--- DATA EXCERPT ---

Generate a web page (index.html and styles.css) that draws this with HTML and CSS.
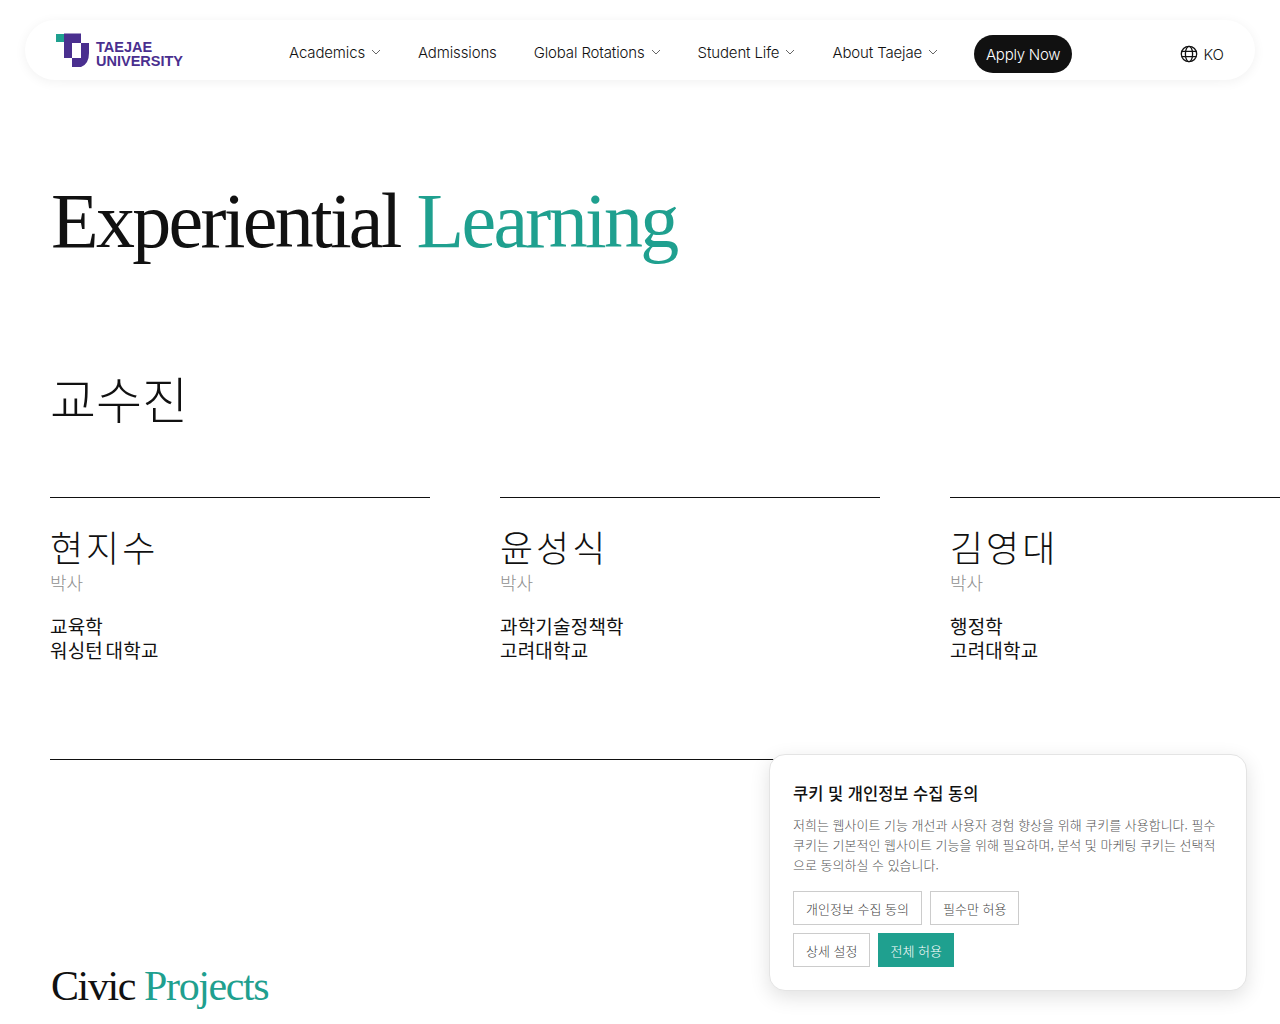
FILE: index.html
```html
<!DOCTYPE html>
<html lang="ko">
<head>
    <meta charset="UTF-8">
    <title>Experiential Learning</title>
    <link rel="stylesheet" href="styles.css">
</head>
<body>
    <header class="site-header">
        <a class="logo" href="#">
            <svg class="logo-mark" width="35" height="35" viewBox="0 0 35 35">
                <rect x="1" y="1" width="8" height="8" fill="#1fa08f"/>
                <path d="M9 0.5 H26 V10 H34 V20 Q34 31 26 34 H17 V25 H9 V9 Q9 5 9 0.5 Z M17 10 V25 H26 V10 Z" fill="#4a2f8f" fill-rule="evenodd"/>
            </svg>
            <span class="logo-text">TAEJAE<br>UNIVERSITY</span>
        </a>
        <nav class="main-nav">
            <a href="#">Academics <svg class="chev" viewBox="0 0 10 6"><path d="M1 1l4 4 4-4"/></svg></a>
            <a href="#">Admissions</a>
            <a href="#">Global Rotations <svg class="chev" viewBox="0 0 10 6"><path d="M1 1l4 4 4-4"/></svg></a>
            <a href="#">Student Life <svg class="chev" viewBox="0 0 10 6"><path d="M1 1l4 4 4-4"/></svg></a>
            <a href="#">About Taejae <svg class="chev" viewBox="0 0 10 6"><path d="M1 1l4 4 4-4"/></svg></a>
        </nav>
        <a class="apply-btn" href="#">Apply Now</a>
        <a class="lang" href="#">
            <svg class="globe" width="18" height="18" viewBox="0 0 18 18">
                <circle cx="9" cy="9" r="7.7"/>
                <ellipse cx="9" cy="9" rx="3.6" ry="7.7"/>
                <path d="M1.8 6.4h14.4M1.8 11.6h14.4"/>
            </svg>
            KO
        </a>
    </header>

    <main class="content">
        <h1 class="page-title">Experiential <span class="accent">Learning</span></h1>

        <section class="faculty">
            <h2 class="section-title">교수진</h2>
            <div class="faculty-grid">
                <div class="faculty-card">
                    <h3>현지수</h3>
                    <p class="degree">박사</p>
                    <p class="field">교육학<br>워싱턴 대학교</p>
                </div>
                <div class="faculty-card">
                    <h3>윤성식</h3>
                    <p class="degree">박사</p>
                    <p class="field">과학기술정책학<br>고려대학교</p>
                </div>
                <div class="faculty-card">
                    <h3>김영대</h3>
                    <p class="degree">박사</p>
                    <p class="field">행정학<br>고려대학교</p>
                </div>
            </div>
            <hr class="rule">
        </section>

        <h2 class="projects-title">Civic <span class="accent">Projects</span></h2>
    </main>

    <aside class="cookie-card">
        <h4>쿠키 및 개인정보 수집 동의</h4>
        <p>저희는 웹사이트 기능 개선과 사용자 경험 향상을 위해 쿠키를 사용합니다. 필수 쿠키는 기본적인 웹사이트 기능을 위해 필요하며, 분석 및 마케팅 쿠키는 선택적으로 동의하실 수 있습니다.</p>
        <div class="cookie-actions">
            <button class="cookie-btn">개인정보 수집 동의</button>
            <button class="cookie-btn">필수만 허용</button>
            <button class="cookie-btn">상세 설정</button>
            <button class="cookie-btn primary">전체 허용</button>
        </div>
    </aside>
</body>
</html>
```

FILE: styles.css
```css
* {
    margin: 0;
    padding: 0;
    box-sizing: border-box;
}

html, body {
    height: 1024px;
    overflow: hidden;
}

body {
    background: #fff;
    color: #111;
    font-family: "Inter", "Noto Sans CJK KR", sans-serif;
    width: 1280px;
}

a {
    color: inherit;
    text-decoration: none;
}

/* Header */
.site-header {
    display: flex;
    align-items: center;
    height: 60px;
    margin: 20px 25px 0;
    padding: 8px 30px 0;
    background: #fff;
    border-radius: 30px;
    box-shadow: 0 2px 12px rgba(0, 0, 0, 0.06);
}

.logo {
    display: flex;
    align-items: center;
    gap: 6px;
    width: 234px;
    margin-top: -8px;
}

.logo-mark {
    flex: none;
}

.logo-text {
    color: #4a2f8f;
    font-family: "Liberation Sans", sans-serif;
    font-size: 14.5px;
    font-weight: 700;
    line-height: 14px;
    margin-top: 7px;
}

.main-nav {
    display: flex;
    gap: 37px;
    width: 649px;
    margin-top: -4px;
}

.main-nav a {
    display: flex;
    align-items: center;
    gap: 6px;
    font-size: 15px;
    font-weight: 300;
    letter-spacing: -0.14px;
    white-space: nowrap;
}

.chev {
    width: 10px;
    height: 6px;
    fill: none;
    stroke: #555;
    stroke-width: 0.9;
}

.apply-btn {
    display: flex;
    align-items: center;
    height: 38px;
    padding: 0 12px;
    margin-left: 36px;
    background: #111;
    color: #fff;
    border-radius: 19px;
    font-size: 15px;
    font-weight: 300;
    letter-spacing: -0.25px;
    white-space: nowrap;
}

.lang {
    display: flex;
    align-items: center;
    gap: 5px;
    margin: 0 1px 0 auto;
    font-size: 15px;
    font-weight: 300;
}

.globe {
    fill: none;
    stroke: #111;
    stroke-width: 1.3;
}

/* Main content */
.content {
    padding-left: 50px;
}

.page-title {
    margin: 96px 0 0 1px;
    font-family: "Liberation Serif", serif;
    font-size: 78px;
    font-weight: 400;
    line-height: 90px;
    letter-spacing: -2.7px;
    white-space: nowrap;
}

.accent {
    color: #1fa08f;
}

.section-title {
    margin-top: 99px;
    font-family: "Noto Sans CJK KR", sans-serif;
    font-size: 50px;
    font-weight: 300;
    line-height: 64px;
}

.faculty-grid {
    display: grid;
    grid-template-columns: repeat(3, 380px);
    gap: 70px;
    margin-top: 68px;
}

.faculty-card {
    border-top: 1px solid #111;
    padding-top: 24px;
    height: 262px;
}

.faculty-card h3 {
    font-family: "Noto Sans CJK KR", sans-serif;
    font-size: 36px;
    font-weight: 300;
    line-height: 48px;
    letter-spacing: 3px;
}

.degree {
    color: #8f8f8f;
    font-family: "Noto Sans CJK KR", sans-serif;
    font-size: 18px;
    font-weight: 300;
    line-height: 24px;
}

.field {
    margin-top: 20px;
    font-family: "Noto Sans CJK KR", sans-serif;
    font-size: 19px;
    font-weight: 400;
    line-height: 24px;
    letter-spacing: 0.2px;
    word-spacing: -3px;
}

.rule {
    border: none;
    border-top: 1px solid #111;
    width: 1180px;
}

.projects-title {
    margin: 199px 0 0 1px;
    font-family: "Liberation Serif", serif;
    font-size: 42px;
    font-weight: 400;
    line-height: 54px;
    letter-spacing: -1.4px;
}

/* Cookie dialog */
.cookie-card {
    position: absolute;
    left: 769px;
    top: 754px;
    width: 478px;
    height: 237px;
    padding: 24px 23px 0;
    background: #fff;
    border: 1px solid #e4e4e4;
    border-radius: 16px;
    box-shadow: 0 6px 20px rgba(0, 0, 0, 0.12);
    font-family: "Noto Sans CJK KR", sans-serif;
}

.cookie-card h4 {
    font-size: 16.5px;
    font-weight: 500;
    line-height: 28px;
}

.cookie-card p {
    margin-top: 8px;
    color: #555;
    font-size: 13px;
    font-weight: 300;
    line-height: 20px;
}

.cookie-actions {
    display: flex;
    flex-wrap: wrap;
    gap: 8px;
    margin-top: 16px;
    width: 300px;
}

.cookie-btn {
    height: 34px;
    padding: 0 12px;
    background: #fff;
    border: 1px solid #ccc;
    color: #444;
    font-family: inherit;
    font-size: 13px;
    font-weight: 300;
}

.cookie-btn.primary {
    background: #1fa08f;
    border: none;
    color: #fff;
}
```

---

* EXERCISE TASK:
Reproduce all of the material exactly, apart from the pictures.

* EXERCISE SOLUTION:
Generate a web page (index.html and styles.css) that draws this with HTML and CSS.
FILE: index.html
```html
<!DOCTYPE html>
<html lang="ko">
<head>
    <meta charset="UTF-8">
    <title>Experiential Learning</title>
    <link rel="stylesheet" href="styles.css">
</head>
<body>
    <header class="site-header">
        <a class="logo" href="#">
            <svg class="logo-mark" width="35" height="35" viewBox="0 0 35 35">
                <rect x="1" y="1" width="8" height="8" fill="#1fa08f"/>
                <path d="M9 0.5 H26 V10 H34 V20 Q34 31 26 34 H17 V25 H9 V9 Q9 5 9 0.5 Z M17 10 V25 H26 V10 Z" fill="#4a2f8f" fill-rule="evenodd"/>
            </svg>
            <span class="logo-text">TAEJAE<br>UNIVERSITY</span>
        </a>
        <nav class="main-nav">
            <a href="#">Academics <svg class="chev" viewBox="0 0 10 6"><path d="M1 1l4 4 4-4"/></svg></a>
            <a href="#">Admissions</a>
            <a href="#">Global Rotations <svg class="chev" viewBox="0 0 10 6"><path d="M1 1l4 4 4-4"/></svg></a>
            <a href="#">Student Life <svg class="chev" viewBox="0 0 10 6"><path d="M1 1l4 4 4-4"/></svg></a>
            <a href="#">About Taejae <svg class="chev" viewBox="0 0 10 6"><path d="M1 1l4 4 4-4"/></svg></a>
        </nav>
        <a class="apply-btn" href="#">Apply Now</a>
        <a class="lang" href="#">
            <svg class="globe" width="18" height="18" viewBox="0 0 18 18">
                <circle cx="9" cy="9" r="7.7"/>
                <ellipse cx="9" cy="9" rx="3.6" ry="7.7"/>
                <path d="M1.8 6.4h14.4M1.8 11.6h14.4"/>
            </svg>
            KO
        </a>
    </header>

    <main class="content">
        <h1 class="page-title">Experiential <span class="accent">Learning</span></h1>

        <section class="faculty">
            <h2 class="section-title">교수진</h2>
            <div class="faculty-grid">
                <div class="faculty-card">
                    <h3>현지수</h3>
                    <p class="degree">박사</p>
                    <p class="field">교육학<br>워싱턴 대학교</p>
                </div>
                <div class="faculty-card">
                    <h3>윤성식</h3>
                    <p class="degree">박사</p>
                    <p class="field">과학기술정책학<br>고려대학교</p>
                </div>
                <div class="faculty-card">
                    <h3>김영대</h3>
                    <p class="degree">박사</p>
                    <p class="field">행정학<br>고려대학교</p>
                </div>
            </div>
            <hr class="rule">
        </section>

        <h2 class="projects-title">Civic <span class="accent">Projects</span></h2>
    </main>

    <aside class="cookie-card">
        <h4>쿠키 및 개인정보 수집 동의</h4>
        <p>저희는 웹사이트 기능 개선과 사용자 경험 향상을 위해 쿠키를 사용합니다. 필수 쿠키는 기본적인 웹사이트 기능을 위해 필요하며, 분석 및 마케팅 쿠키는 선택적으로 동의하실 수 있습니다.</p>
        <div class="cookie-actions">
            <button class="cookie-btn">개인정보 수집 동의</button>
            <button class="cookie-btn">필수만 허용</button>
            <button class="cookie-btn">상세 설정</button>
            <button class="cookie-btn primary">전체 허용</button>
        </div>
    </aside>
</body>
</html>
```

FILE: styles.css
```css
* {
    margin: 0;
    padding: 0;
    box-sizing: border-box;
}

html, body {
    height: 1024px;
    overflow: hidden;
}

body {
    background: #fff;
    color: #111;
    font-family: "Inter", "Noto Sans CJK KR", sans-serif;
    width: 1280px;
}

a {
    color: inherit;
    text-decoration: none;
}

/* Header */
.site-header {
    display: flex;
    align-items: center;
    height: 60px;
    margin: 20px 25px 0;
    padding: 8px 30px 0;
    background: #fff;
    border-radius: 30px;
    box-shadow: 0 2px 12px rgba(0, 0, 0, 0.06);
}

.logo {
    display: flex;
    align-items: center;
    gap: 6px;
    width: 234px;
    margin-top: -8px;
}

.logo-mark {
    flex: none;
}

.logo-text {
    color: #4a2f8f;
    font-family: "Liberation Sans", sans-serif;
    font-size: 14.5px;
    font-weight: 700;
    line-height: 14px;
    margin-top: 7px;
}

.main-nav {
    display: flex;
    gap: 37px;
    width: 649px;
    margin-top: -4px;
}

.main-nav a {
    display: flex;
    align-items: center;
    gap: 6px;
    font-size: 15px;
    font-weight: 300;
    letter-spacing: -0.14px;
    white-space: nowrap;
}

.chev {
    width: 10px;
    height: 6px;
    fill: none;
    stroke: #555;
    stroke-width: 0.9;
}

.apply-btn {
    display: flex;
    align-items: center;
    height: 38px;
    padding: 0 12px;
    margin-left: 36px;
    background: #111;
    color: #fff;
    border-radius: 19px;
    font-size: 15px;
    font-weight: 300;
    letter-spacing: -0.25px;
    white-space: nowrap;
}

.lang {
    display: flex;
    align-items: center;
    gap: 5px;
    margin: 0 1px 0 auto;
    font-size: 15px;
    font-weight: 300;
}

.globe {
    fill: none;
    stroke: #111;
    stroke-width: 1.3;
}

/* Main content */
.content {
    padding-left: 50px;
}

.page-title {
    margin: 96px 0 0 1px;
    font-family: "Liberation Serif", serif;
    font-size: 78px;
    font-weight: 400;
    line-height: 90px;
    letter-spacing: -2.7px;
    white-space: nowrap;
}

.accent {
    color: #1fa08f;
}

.section-title {
    margin-top: 99px;
    font-family: "Noto Sans CJK KR", sans-serif;
    font-size: 50px;
    font-weight: 300;
    line-height: 64px;
}

.faculty-grid {
    display: grid;
    grid-template-columns: repeat(3, 380px);
    gap: 70px;
    margin-top: 68px;
}

.faculty-card {
    border-top: 1px solid #111;
    padding-top: 24px;
    height: 262px;
}

.faculty-card h3 {
    font-family: "Noto Sans CJK KR", sans-serif;
    font-size: 36px;
    font-weight: 300;
    line-height: 48px;
    letter-spacing: 3px;
}

.degree {
    color: #8f8f8f;
    font-family: "Noto Sans CJK KR", sans-serif;
    font-size: 18px;
    font-weight: 300;
    line-height: 24px;
}

.field {
    margin-top: 20px;
    font-family: "Noto Sans CJK KR", sans-serif;
    font-size: 19px;
    font-weight: 400;
    line-height: 24px;
    letter-spacing: 0.2px;
    word-spacing: -3px;
}

.rule {
    border: none;
    border-top: 1px solid #111;
    width: 1180px;
}

.projects-title {
    margin: 199px 0 0 1px;
    font-family: "Liberation Serif", serif;
    font-size: 42px;
    font-weight: 400;
    line-height: 54px;
    letter-spacing: -1.4px;
}

/* Cookie dialog */
.cookie-card {
    position: absolute;
    left: 769px;
    top: 754px;
    width: 478px;
    height: 237px;
    padding: 24px 23px 0;
    background: #fff;
    border: 1px solid #e4e4e4;
    border-radius: 16px;
    box-shadow: 0 6px 20px rgba(0, 0, 0, 0.12);
    font-family: "Noto Sans CJK KR", sans-serif;
}

.cookie-card h4 {
    font-size: 16.5px;
    font-weight: 500;
    line-height: 28px;
}

.cookie-card p {
    margin-top: 8px;
    color: #555;
    font-size: 13px;
    font-weight: 300;
    line-height: 20px;
}

.cookie-actions {
    display: flex;
    flex-wrap: wrap;
    gap: 8px;
    margin-top: 16px;
    width: 300px;
}

.cookie-btn {
    height: 34px;
    padding: 0 12px;
    background: #fff;
    border: 1px solid #ccc;
    color: #444;
    font-family: inherit;
    font-size: 13px;
    font-weight: 300;
}

.cookie-btn.primary {
    background: #1fa08f;
    border: none;
    color: #fff;
}
```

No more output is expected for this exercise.